– Я человек правых взглядов, – произнес Робер, не знаю к чему. – Но учтите… – и он поднял указательный палец, словно бы от чего-то меня предостерегая.
С самого начала путешествия я заметил, что он воображает, будто я левак, и ожидает удобного случая затеять спор; однако я не собирался попадаться на удочку. Я закурил; он сверлил меня взглядом.
– Счастье – деликатная штука, – произнес он назидательно, – его трудно найти внутри себя и невозможно вовне.

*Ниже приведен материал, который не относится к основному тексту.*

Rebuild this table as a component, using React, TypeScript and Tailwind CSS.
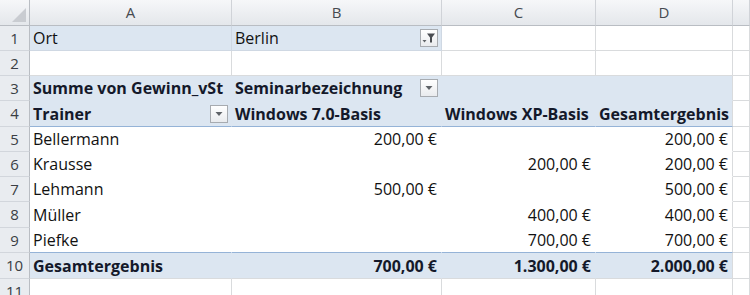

Помолчав несколько секунд, он добавил строгим тоном:
– Шамфор [11].
Лионель смотрел на него с восхищением, Робер, казалось, совершенно его очаровал. Изречение, на мой взгляд, спорное: если поменять местами слова «трудно» и «невозможно», мы, пожалуй, подошли бы ближе к истине; но я не собирался вступать в дискуссию и желал вернуть разговор в обычные рамки туристического общения. А кроме того, я начинал чувствовать влечение к номеру 47 – маленькой тоненькой таиландке, возможно излишне худой, но с пухлыми губами и милым личиком; на ней была красная мини-юбка и черные чулки.
Заметив, что я отвлекся, Робер обернулся к Лионелю.

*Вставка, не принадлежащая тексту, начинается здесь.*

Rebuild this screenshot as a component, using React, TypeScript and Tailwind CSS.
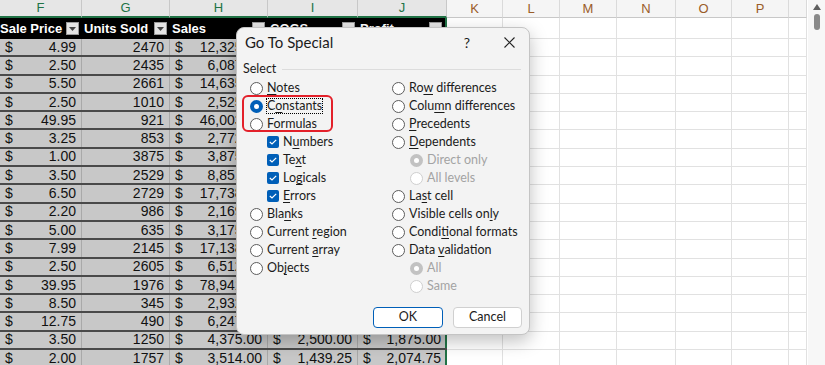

– Я верю в истину, – сказал он тихо, – в истину и в то, что она может быть доказана.
Слушая его вполуха, я с удивлением узнал, что он математик со степенью и в молодости писал многообещающие работы о группах Ли. Эта информация меня очень заинтересовала: существовала, значит, сфера или область человеческого знания, где он первый отчетливо разглядел истину, реальную, доказуемую.
– Да… – согласился он чуть ли не с сожалением. – Разумеется, позднее все это было продемонстрировано в более общем виде.

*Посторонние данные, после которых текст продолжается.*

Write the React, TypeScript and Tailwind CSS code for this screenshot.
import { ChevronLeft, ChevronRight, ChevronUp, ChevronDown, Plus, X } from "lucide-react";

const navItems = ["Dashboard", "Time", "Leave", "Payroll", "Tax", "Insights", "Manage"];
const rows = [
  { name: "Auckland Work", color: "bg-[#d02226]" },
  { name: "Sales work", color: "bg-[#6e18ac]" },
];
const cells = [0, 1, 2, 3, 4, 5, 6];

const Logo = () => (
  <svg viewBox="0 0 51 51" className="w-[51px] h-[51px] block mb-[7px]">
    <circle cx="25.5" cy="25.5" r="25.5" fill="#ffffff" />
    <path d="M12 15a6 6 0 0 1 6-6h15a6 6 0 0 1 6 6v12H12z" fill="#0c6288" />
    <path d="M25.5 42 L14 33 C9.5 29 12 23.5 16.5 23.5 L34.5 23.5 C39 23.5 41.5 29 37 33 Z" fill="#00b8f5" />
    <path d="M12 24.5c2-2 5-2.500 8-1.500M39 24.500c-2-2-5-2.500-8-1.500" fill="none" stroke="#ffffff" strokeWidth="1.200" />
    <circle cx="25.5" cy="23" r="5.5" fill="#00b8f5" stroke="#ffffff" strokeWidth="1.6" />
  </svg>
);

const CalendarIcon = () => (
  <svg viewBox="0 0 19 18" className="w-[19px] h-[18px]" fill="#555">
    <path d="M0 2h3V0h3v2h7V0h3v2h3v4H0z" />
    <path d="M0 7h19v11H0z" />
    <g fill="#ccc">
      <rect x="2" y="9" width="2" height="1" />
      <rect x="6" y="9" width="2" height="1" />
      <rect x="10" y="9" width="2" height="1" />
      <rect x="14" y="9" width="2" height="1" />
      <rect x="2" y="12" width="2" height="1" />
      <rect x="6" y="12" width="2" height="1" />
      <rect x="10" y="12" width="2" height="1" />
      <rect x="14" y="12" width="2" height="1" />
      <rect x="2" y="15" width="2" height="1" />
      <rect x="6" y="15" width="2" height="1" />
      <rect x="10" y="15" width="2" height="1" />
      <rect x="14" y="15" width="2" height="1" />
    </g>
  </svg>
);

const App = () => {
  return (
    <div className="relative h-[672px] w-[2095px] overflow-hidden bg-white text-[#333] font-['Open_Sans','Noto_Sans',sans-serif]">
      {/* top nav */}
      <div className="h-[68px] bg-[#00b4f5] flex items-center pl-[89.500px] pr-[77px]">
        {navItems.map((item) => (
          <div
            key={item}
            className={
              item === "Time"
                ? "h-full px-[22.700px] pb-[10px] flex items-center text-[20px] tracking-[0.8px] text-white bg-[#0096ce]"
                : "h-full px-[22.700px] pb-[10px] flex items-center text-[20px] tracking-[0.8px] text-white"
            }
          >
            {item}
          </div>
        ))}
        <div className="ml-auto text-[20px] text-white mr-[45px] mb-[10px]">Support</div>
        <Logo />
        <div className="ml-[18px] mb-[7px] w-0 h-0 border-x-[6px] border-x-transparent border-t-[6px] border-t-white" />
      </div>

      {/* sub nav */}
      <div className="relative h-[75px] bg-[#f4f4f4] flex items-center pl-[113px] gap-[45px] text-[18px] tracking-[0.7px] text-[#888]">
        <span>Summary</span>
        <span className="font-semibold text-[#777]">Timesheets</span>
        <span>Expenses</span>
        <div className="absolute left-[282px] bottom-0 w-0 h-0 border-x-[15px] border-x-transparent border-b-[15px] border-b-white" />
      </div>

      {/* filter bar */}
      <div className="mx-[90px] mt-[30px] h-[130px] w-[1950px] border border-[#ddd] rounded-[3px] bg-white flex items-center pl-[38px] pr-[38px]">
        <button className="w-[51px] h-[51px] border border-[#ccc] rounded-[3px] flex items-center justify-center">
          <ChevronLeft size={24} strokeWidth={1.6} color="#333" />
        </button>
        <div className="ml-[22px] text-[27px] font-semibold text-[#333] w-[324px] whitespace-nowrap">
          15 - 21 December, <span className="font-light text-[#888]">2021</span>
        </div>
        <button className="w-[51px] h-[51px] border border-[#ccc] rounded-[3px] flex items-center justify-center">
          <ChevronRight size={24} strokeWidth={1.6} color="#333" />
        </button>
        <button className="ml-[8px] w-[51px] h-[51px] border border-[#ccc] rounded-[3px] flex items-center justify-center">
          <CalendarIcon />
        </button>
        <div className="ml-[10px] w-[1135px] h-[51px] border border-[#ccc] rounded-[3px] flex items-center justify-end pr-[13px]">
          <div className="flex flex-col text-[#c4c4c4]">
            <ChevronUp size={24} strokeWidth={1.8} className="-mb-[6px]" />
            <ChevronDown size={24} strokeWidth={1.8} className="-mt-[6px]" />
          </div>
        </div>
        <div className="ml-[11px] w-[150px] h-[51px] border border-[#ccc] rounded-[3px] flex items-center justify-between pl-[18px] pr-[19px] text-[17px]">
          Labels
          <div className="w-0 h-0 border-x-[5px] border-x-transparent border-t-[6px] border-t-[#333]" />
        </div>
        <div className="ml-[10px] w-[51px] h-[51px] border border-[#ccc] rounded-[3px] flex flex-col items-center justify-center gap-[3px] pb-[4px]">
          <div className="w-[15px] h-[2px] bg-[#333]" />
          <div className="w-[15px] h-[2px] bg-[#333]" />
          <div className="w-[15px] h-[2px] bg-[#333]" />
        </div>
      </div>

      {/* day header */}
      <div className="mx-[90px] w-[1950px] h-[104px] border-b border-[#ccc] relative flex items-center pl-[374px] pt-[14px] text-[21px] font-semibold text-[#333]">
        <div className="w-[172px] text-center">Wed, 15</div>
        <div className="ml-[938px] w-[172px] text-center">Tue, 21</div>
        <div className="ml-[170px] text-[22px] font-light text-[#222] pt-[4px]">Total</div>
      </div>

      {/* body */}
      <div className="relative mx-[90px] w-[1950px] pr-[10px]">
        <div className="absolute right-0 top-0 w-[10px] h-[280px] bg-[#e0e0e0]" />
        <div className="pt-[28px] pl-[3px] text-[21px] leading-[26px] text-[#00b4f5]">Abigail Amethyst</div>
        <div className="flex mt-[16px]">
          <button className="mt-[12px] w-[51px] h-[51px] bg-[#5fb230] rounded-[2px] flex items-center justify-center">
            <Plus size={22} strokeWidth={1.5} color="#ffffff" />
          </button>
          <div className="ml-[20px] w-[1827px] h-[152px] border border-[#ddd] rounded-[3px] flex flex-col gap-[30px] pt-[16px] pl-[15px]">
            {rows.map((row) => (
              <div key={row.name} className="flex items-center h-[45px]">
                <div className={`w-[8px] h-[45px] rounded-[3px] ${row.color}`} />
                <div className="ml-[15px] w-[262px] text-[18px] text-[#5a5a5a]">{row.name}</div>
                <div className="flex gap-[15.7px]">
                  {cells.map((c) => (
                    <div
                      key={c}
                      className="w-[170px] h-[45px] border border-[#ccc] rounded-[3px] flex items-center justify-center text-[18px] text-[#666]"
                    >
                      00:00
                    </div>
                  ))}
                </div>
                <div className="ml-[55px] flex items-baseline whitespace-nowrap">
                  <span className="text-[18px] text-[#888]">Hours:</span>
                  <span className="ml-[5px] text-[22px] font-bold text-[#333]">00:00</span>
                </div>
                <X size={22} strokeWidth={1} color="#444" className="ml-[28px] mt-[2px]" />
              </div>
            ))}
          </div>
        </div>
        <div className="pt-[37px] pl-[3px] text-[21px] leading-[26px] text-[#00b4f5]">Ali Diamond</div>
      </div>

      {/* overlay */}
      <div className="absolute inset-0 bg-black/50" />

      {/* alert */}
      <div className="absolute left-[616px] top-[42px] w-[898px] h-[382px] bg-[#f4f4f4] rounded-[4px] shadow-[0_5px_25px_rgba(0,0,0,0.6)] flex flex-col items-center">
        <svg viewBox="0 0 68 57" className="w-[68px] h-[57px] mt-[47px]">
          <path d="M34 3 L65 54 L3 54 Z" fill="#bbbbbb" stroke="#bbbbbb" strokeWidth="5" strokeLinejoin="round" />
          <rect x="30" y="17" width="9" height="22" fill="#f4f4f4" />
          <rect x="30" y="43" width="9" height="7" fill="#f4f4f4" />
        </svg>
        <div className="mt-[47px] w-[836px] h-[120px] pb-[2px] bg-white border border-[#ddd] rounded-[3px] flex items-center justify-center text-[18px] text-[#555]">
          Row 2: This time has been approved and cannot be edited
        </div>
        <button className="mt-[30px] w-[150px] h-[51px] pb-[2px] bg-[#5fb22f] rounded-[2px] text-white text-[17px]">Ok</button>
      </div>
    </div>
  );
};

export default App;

Потом он преподавал, в частности на подготовительных курсах; отдал свои зрелые годы безрадостному занятию – натаскиванию юных идиотов, из которых самые способные мечтали поступить в Высшую школу искусств и ремесел или в Политехническую.
– Впрочем, ученый-математик из меня все равно бы не вышел. Это мало кому дано.
В конце семидесятых он участвовал в работе комиссии министерства по реформе математического образования – чистой воды кретинизм, по его собственному признанию. Теперь ему пятьдесят три; три года назад он вышел на пенсию и пристрастился к сексуальному туризму. Был женат трижды.
– Я расист… – сообщил он бодро. – Я стал расистом… Путешествия, – продолжал он, – непременно порождают в нас расовые предрассудки или же укрепляют их. Что можно сказать о других людях, пока их не знаешь? Разумеется, воображаешь их такими же, как ты сам; а тут понемногу начинаешь осознавать, что в действительности все обстоит несколько иначе. Западный человек работает, сколько может; зачастую работа ему скучна, противна, но он все равно делает вид, что она его интересует, – это распространенный случай. В пятьдесят лет, устав от преподавания, от математики и всего остального, я решил посмотреть мир. Я тогда в третий раз развелся и в смысле секса уже ни каких открытий не ждал. Сначала я поехал в Таиланд, потом сразу – на Мадагаскар. С тех пор я больше никогда не спал ни с одной белой женщиной, желания даже не испытывал. Поверьте мне, – добавил он, сжав Лионелю руку, – по-настоящему нежной, податливой, мускулистой и мягкой киски, вы не найдете ни у одной белой женщины: перевелись окончательно.
Номер 47 заметила, что я на нее настойчиво смотрю; она улыбнулась мне и закинула ногу на ногу, отчего стал виден ярко-красный пояс для чулок. Робер между тем продолжал вещать.
– Во времена, когда белые считали себя высшей расой, – говорил он, – расизм опасности не представлял. В XIX веке переселенцы, миссионеры и учителя видели в негре крупное и не очень злобное животное с забавными манерами, что-то вроде хорошо развитой обезьяны. В худшем случае к нему относились как к вьючной скотине, полезной и способной выполнять весьма сложные задачи; в лучшем – усматривали в нем душу, примитивную, неотесанную, однако способную при соответствующем воспитании подняться к Богу, а то и к высотам западного разума. Так или иначе, его держали за низшее существо, за «меньшого брата», а к низшим человек не испытывает ненависти, самое большее – добродушное презрение. Этот доброжелательный, я бы сказал, гуманистический расизм сошел на нет. С той поры как белые признали черных равными себе, стало очевидно, что за этим последует признание их превосходства. Понятие равенства в человеке не заложено, – и он снова поднял указательный палец.
Я уже приготовился выслушать очередную цитату из Ларошфуко или не знаю кого еще – но нет. Лионель наморщил лоб.